In Palestine, the liberation movement switched track and began to dream that the occupying power would recognize it. Once that dream was realized, the Palestine Liberation Organization became one of “two sides,” and was then fragmented and reduced to a hypothetical political entity that consisted of remnants of the liberation movement and that enjoyed none of the prerogatives of sovereignty. Eventually, however, the people under occupation were given the opportunity to hold legislative elections and they returned a parliament that produced a government that rejected the post-Oslo game. This government was willing to rule for the very reason it was elected: it stood as a liberation movement determined to fight the occupation.
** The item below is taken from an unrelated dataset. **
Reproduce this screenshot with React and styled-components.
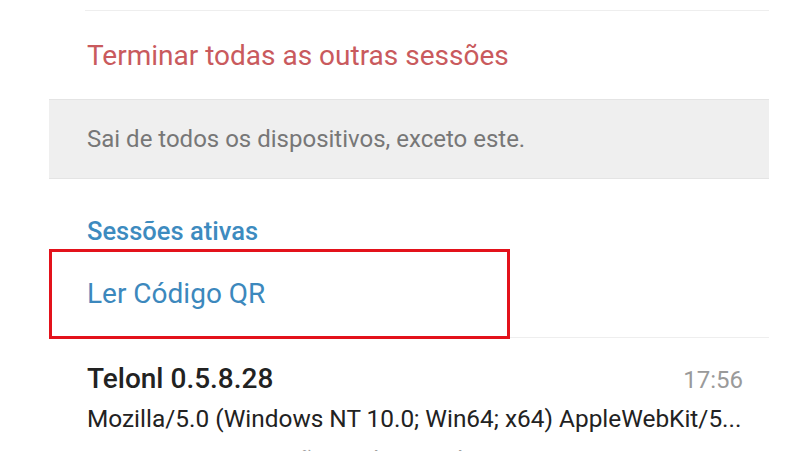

At the same time, however, this government opposed negotiations with Israel, but in order to stay in power it delegated members of its political opponents — the very people who disintegrated the liberation movement and led the hypothetical political entity — to enter into negotiations, yet without devising a mechanism to keep negotiators in line. In other words, the government may not have negotiated, but it did not turn its rejection of negotiations into a binding position and it had no way of ensuring that negotiations would not jeopardize the national movement’s fixed priorities. Perhaps, one day, it will wake up to the fact that to Israel and the U.S. a Palestinian government consists of no more than a Palestinian Authority president and his advisors who agree to negotiate on Israel’s terms. But this subject is better left to another day.